例如,下图中有45个场所,我们取K=3。第一步时,概率最高的3个场选是1, 2, 3。如果第一步选择了1,那么下一步计算1→1, 1→2, 直至1→45的概率;如果选择了2,则下一步计算2→1, 2→2, 直至2→45的概率;同样地,我们也要计算3→1, 3→2, 直至3→45的概率,这样就有3*45=135个概率,我们从中再选出概率最高的3条路径,分别是3→43, 3→1, 1→3。进入第三步,如果前两步选择了3→43,那么依次计算3→43→1, 3→43→2, 直至3→43→45的概率;如果前两步选择了3→1,那么依次计算3→1→1, 3→1→2, 直至3→1→45的概率;类似地,我们也计算1→3→1, 1→3→2, 直至1→3→45的概率,这样又有了3*45=135个概率,我们再从中选出概率最高的3条路径,此时,注意到概率最高的路径已经是3→1→2了,如果我们采用贪婪搜索,第二步选中了43,那么就会错过这条路径。这样的过程依次类推。
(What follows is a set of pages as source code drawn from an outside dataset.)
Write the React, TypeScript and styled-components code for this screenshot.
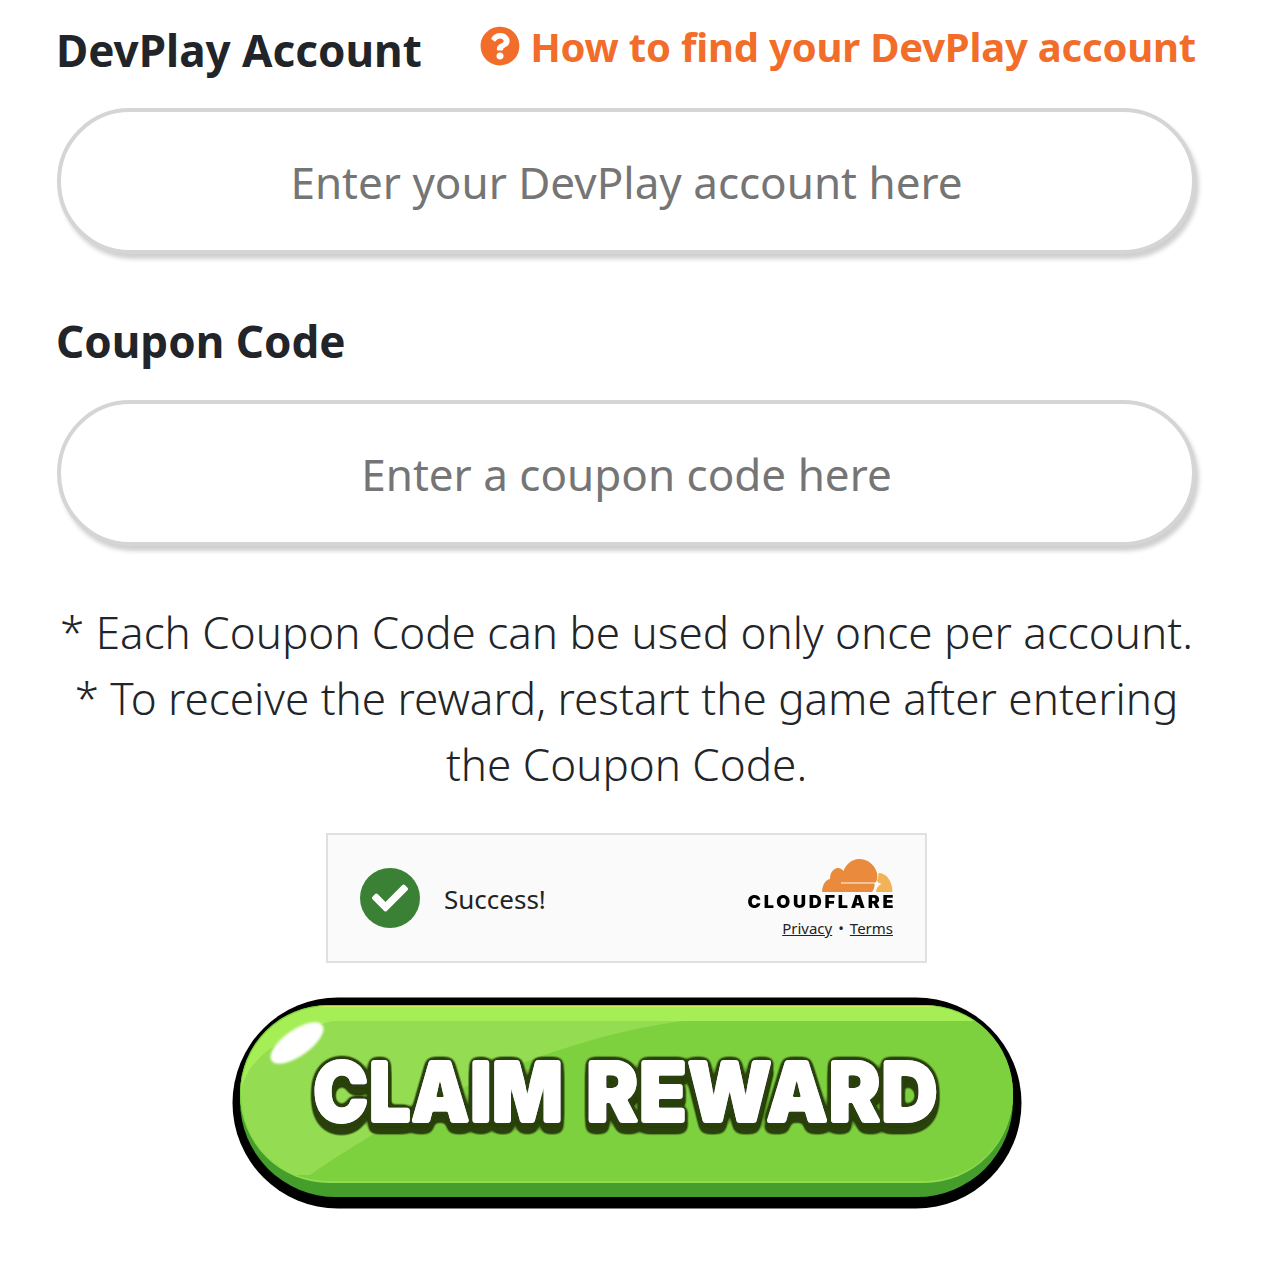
import React from 'react';
import styled, { createGlobalStyle } from 'styled-components';
import { FaQuestionCircle, FaCheck } from 'react-icons/fa';

const GlobalStyle = createGlobalStyle`
  * { box-sizing: border-box; }
  html, body { margin: 0; padding: 0; background: #fff; }
  body { font-family: 'Noto Sans', 'Open Sans', sans-serif; color: #212529; }
`;

export default function App() {
  return (
    <Page>
      <GlobalStyle />
      <LabelRow>
        <Label>DevPlay Account</Label>
        <HelpLink href="#help">
          <FaQuestionCircle />
          How to find your DevPlay account
        </HelpLink>
      </LabelRow>
      <Field placeholder="Enter your DevPlay account here" />
      <CouponLabel>Coupon Code</CouponLabel>
      <Field placeholder="Enter a coupon code here" />
      <Notes>
        * Each Coupon Code can be used only once per account.
        <br />* To receive the reward, restart the game after entering the Coupon Code.
      </Notes>
      <Widget>
        <Status>
          <CheckBadge>
            <FaCheck />
          </CheckBadge>
          <StatusText>Success!</StatusText>
        </Status>
        <Brand>
          <CloudLogo />
          <Wordmark>CLOUDFLARE</Wordmark>
          <Legal>
            <a href="#privacy">Privacy</a>
            <span>•</span>
            <a href="#terms">Terms</a>
          </Legal>
        </Brand>
      </Widget>
      <ClaimButton type="button">
        <ClaimArt />
      </ClaimButton>
    </Page>
  );
}

function CloudLogo() {
  return (
    <svg width="71" height="35" viewBox="0 0 71 35" aria-hidden="true">
      <path
        fill="#e98a3c"
        d="M0 34 C0.5 27 3 22 8 21 C8 14 12 10 16 10 C18 10 20 11 21.5 13 C24 6 30 1 37 1 C47 1 53 8 55 15 C56 20 54.5 23 53.5 24.6 L19 24.6 L19 25.6 L52.5 25.6 C53 28 52 32 50 34 Z"
      />
      <path
        fill="#f2b256"
        d="M56.5 15 C64.5 15 70.5 23 70.5 34 L54 34 C54.5 30 56 27.5 60 26 C56.5 25 55.5 24 55 22.5 C56 20 56.5 17.5 56.5 15 Z"
      />
    </svg>
  );
}

function ClaimArt() {
  return (
    <svg width="790" height="212" viewBox="0 0 790 212" role="img">
      <defs>
        <clipPath id="face">
          <rect x="9" y="9" width="772" height="176" rx="88" />
        </clipPath>
        <filter id="shine" x="-20%" y="-20%" width="140%" height="140%">
          <feGaussianBlur stdDeviation="1" />
        </filter>
        <filter id="lettering" filterUnits="userSpaceOnUse" x="0" y="0" width="790" height="212">
          <feGaussianBlur in="SourceAlpha" stdDeviation="0.8" result="softThin" />
          <feComponentTransfer in="softThin" result="thin">
            <feFuncA type="linear" slope="5" intercept="-0.6" />
          </feComponentTransfer>
          <feFlood floodColor="#fff" />
          <feComposite in2="thin" operator="in" result="white" />
          <feGaussianBlur in="SourceAlpha" stdDeviation="3.6" result="softWide" />
          <feComponentTransfer in="softWide" result="wide">
            <feFuncA type="linear" slope="9" intercept="-0.5" />
          </feComponentTransfer>
          <feFlood floodColor="#2a410f" />
          <feComposite in2="wide" operator="in" result="dark" />
          <feOffset in="dark" dy="8" result="drop" />
          <feMerge>
            <feMergeNode in="drop" />
            <feMergeNode in="dark" />
            <feMergeNode in="white" />
          </feMerge>
        </filter>
      </defs>
      <rect x="0.5" y="0.5" width="789" height="211" rx="105.5" fill="#000" />
      <rect x="8" y="8" width="773" height="192" rx="96" fill="#459e2c" />
      <rect x="8" y="8" width="773" height="178" rx="89" fill="#8fdc50" />
      <rect x="8" y="8" width="773" height="176" rx="88" fill="#7dd13e" />
      <g clipPath="url(#face)">
        <rect x="0" y="8" width="790" height="16" fill="#a6ee55" />
        <rect x="0" y="8" width="790" height="2" fill="#d0f058" />
        <path d="M0 24 H450 C330 40 190 100 78 178 L0 178 Z" fill="#94dc52" />
        <path d="M0 24 H100 C40 40 9 70 9 100 L0 100 Z" fill="#a6ee55" />
      </g>
      <ellipse cx="65" cy="46" rx="31" ry="13" fill="#fff" filter="url(#shine)" transform="rotate(-35 65 46)" />
      <ClaimLabel y="125" filter="url(#lettering)">
        <tspan x="81" textLength="250" lengthAdjust="spacingAndGlyphs">
          CLAIM
        </tspan>{' '}
        <tspan x="354" textLength="352" lengthAdjust="spacingAndGlyphs">
          REWARD
        </tspan>
      </ClaimLabel>
    </svg>
  );
}

const Page = styled.main`
  width: 1286px;
  min-height: 1264px;
  padding: 22px 90px 0 57px;
`;

const LabelRow = styled.div`
  display: flex;
  align-items: center;
  justify-content: space-between;
  height: 56px;
  margin-bottom: 30px;
`;

const Label = styled.label`
  display: block;
  font-size: 44px;
  line-height: 56px;
  font-weight: 700;
  margin-left: -1px;
`;

const CouponLabel = styled(Label)`
  margin: 59px 0 31px -1px;
`;

const HelpLink = styled.a`
  display: flex;
  align-items: center;
  gap: 10px;
  margin-top: -8px;
  font-size: 40px;
  font-weight: 700;
  letter-spacing: -0.2px;
  color: #f26c2a;
  text-decoration: none;

  svg {
    width: 40px;
    height: 40px;
  }
`;

const Field = styled.input`
  display: block;
  width: 100%;
  height: 146px;
  padding-top: 2px;
  border: 4px solid #d5d5d5;
  border-radius: 73px;
  background: #fff;
  box-shadow: 3px 5px 4px #d0d0d0;
  font: 400 44px 'Noto Sans', sans-serif;
  text-align: center;
  outline: none;

  &::placeholder {
    color: #757575;
    opacity: 1;
  }
`;

const Notes = styled.p`
  margin: 53px 0 36px;
  font-size: 44px;
  line-height: 66px;
  font-weight: 300;
  text-align: center;
`;

const Widget = styled.div`
  display: flex;
  align-items: center;
  justify-content: space-between;
  width: 601px;
  height: 130px;
  margin: 0 auto 34px;
  padding: 0 32px;
  border: 2px solid #e0e0e0;
  background: #fafafa;
`;

const Status = styled.div`
  display: flex;
  align-items: center;
  gap: 24px;
`;

const CheckBadge = styled.div`
  display: flex;
  align-items: center;
  justify-content: center;
  width: 60px;
  height: 60px;
  border-radius: 50%;
  background: #3a8035;
  color: #fff;

  svg {
    width: 36px;
    height: 36px;
  }
`;

const StatusText = styled.span`
  font-size: 26px;
  padding-top: 1px;
  color: #232323;
`;

const Brand = styled.div`
  display: flex;
  flex-direction: column;
  align-items: flex-end;
`;

const Wordmark = styled.div`
  margin: -1px -3px 0 0;
  font: 900 17px/20px Inter, sans-serif;
  letter-spacing: 2.6px;
  transform: scaleX(1.06);
  transform-origin: right center;
  color: #000;
`;

const Legal = styled.div`
  display: flex;
  gap: 6px;
  margin-top: 6px;
  font-size: 15px;
  line-height: 20px;
  color: #232323;

  a {
    color: #232323;
    text-decoration: underline;
  }
`;

const ClaimButton = styled.button`
  display: block;
  width: 790px;
  height: 212px;
  margin: 0 auto;
  padding: 0;
  border: 0;
  background: none;
  cursor: pointer;

  svg {
    display: block;
  }
`;

const ClaimLabel = styled.text`
  font: 900 84px Inter, sans-serif;
  fill: #fff;
`;
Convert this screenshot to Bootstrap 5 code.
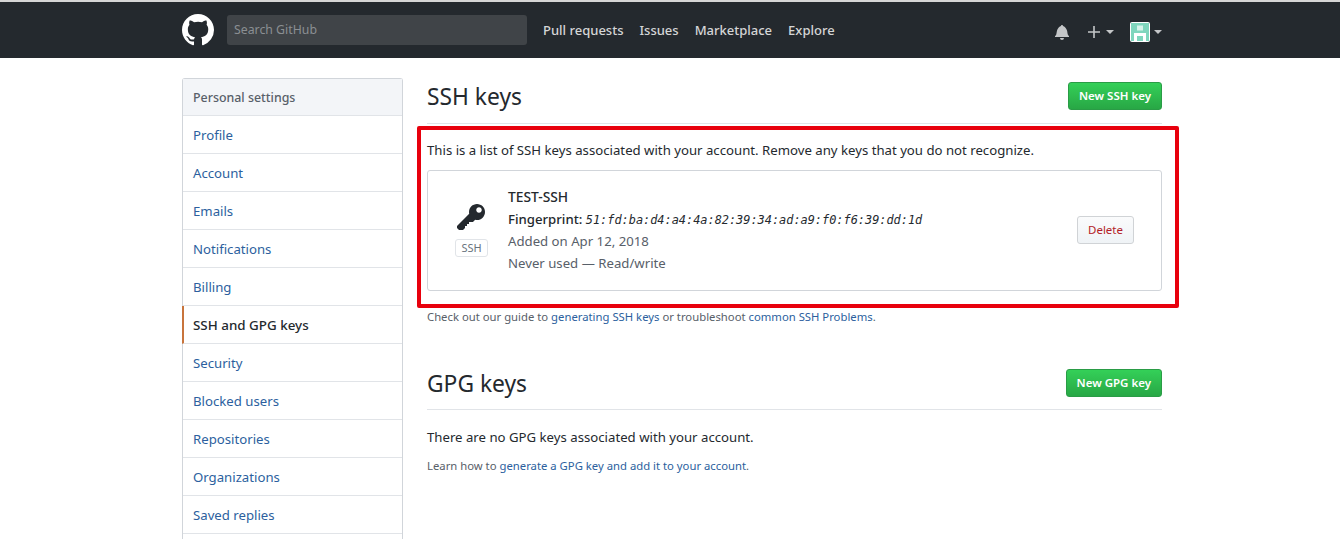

For example, there are totally 45 places as alternatives, as shown in the following figure, and we set K=3. At the first step, the 3 places with the largest probabilities are 1, 2, 3. Assuming we choose place 1 at the first step, so we have to calculate the probabilities of routes ‘1→1’, ‘1→2, ‘…, ‘1→45’; assuming we choose place 2 at the first step, so we will also calculate the probabilities of routes ‘2→1’, ‘2→2’, …, ‘2→45’; similarly,, we would also calculate the probabilities of routes ‘3→1’, ‘3→2’,…, ‘3→45’. As the result, there would be totally 3*45 = 135 routes, from which we would choose 3 routes with the largest probabilities, ‘3→43’, ‘3→1’, ‘1→3’. Now let’s move to the third step. Assuming we have chosen ‘3→43’ at the first 2 steps, we will calculate the probabilities of routes ‘3→43→1’, ‘3→43→2’, …, ‘3→43→45’; assuming we have chosen ‘3→1’ at the first 2 steps, we would calculate the probabilities of routes ‘3→1→1’, ‘3→1→2′,…’3→1→45’; similarly, we would also calculate the probabilities of routes ‘1→3→1’, ‘1→3→2’,…, ‘1→3→45’. Again, there would be totally 3*45=135 routes, from which we would choose 3 routes with the largest probabilities. At this time, the route with the largest probability is already ‘3→1→2’, not ‘3→43→#’. If we apply greedy search, we would choose place 43 at the second step, and thus miss this route.

K is the only parameter of beam search. A larger K would give more confidence that the route outputted by beam search would really has the largest probability, however, it would more computational expensive, vice versa. When K=1, beam search is just the same as greedy search.